I dati Istat di maggio sulle vendite al dettaglio danno numeri in piccola crescita per i valori e piccolissima crescita (quando non decrescita) per i volumi (1). Questo vuol dire che si acquista meno e si spende di più. Situazione in armonia con l’inflazione dello stesso mese nonché sulle stime di quella del mese successivo, giugno.
Qualcuno non se n'era accorto?
Sono settimane e mesi che questa situazione si ripresenta ad ogni statistica diffusa da Istat. La reazione dei consumatori non potrebbe essere altrimenti. Si chiama sopravvivenza. Diventeremo tutti più parsimoniosi e più magri? Non crediamo visto che la conseguenza di questi andamenti non è fare a meno di questo o quel prodotto, ma di indirizzarsi maggiormente verso qualità inferiori a costi minori che, mediamente, comportano peggioramento della propria vita, fisicamente e non solo.
Nel contingente non c’è tanto da allarmarsi, anche perché la grande capacità di risparmio degli italiani dà ad ognuno una certa quantità di riserve. Ma sul lungo periodo c’è da preoccuparsi, non solo perché i risparmi non sono eterni ma perché per invertire questi percorsi occorrono politiche di liberalizzazione e defiscalizzazione che l'attuale governo e Parlamento non sembrano interessati a prendere in considerazione. Anzi.
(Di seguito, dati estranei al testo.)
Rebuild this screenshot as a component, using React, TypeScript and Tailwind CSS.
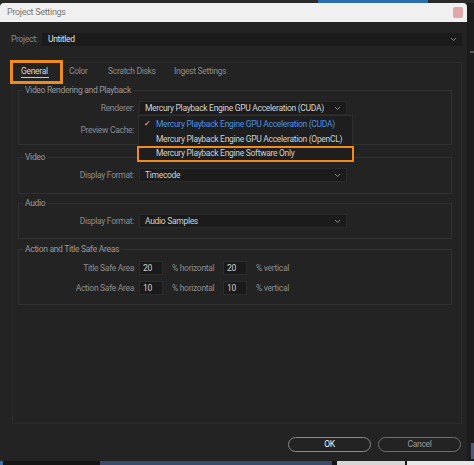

Il segnale su come comportarci ce l’o ha dato la Banca Centrale europea (Bce) alzando i tassi d’interesse: acquistate meno perché i prezzi sono troppo alti, risparmiate di più perché i tassi sono più convenienti e, secondo la Bce, con maggiore offerta e meno domanda ci dovrebbe essere un calo dell'inflazione.
Ma la lungimiranza della Bce non trova purtroppo riscontro nel vivere alla giornata del nostro governo. Facciamone tesoro.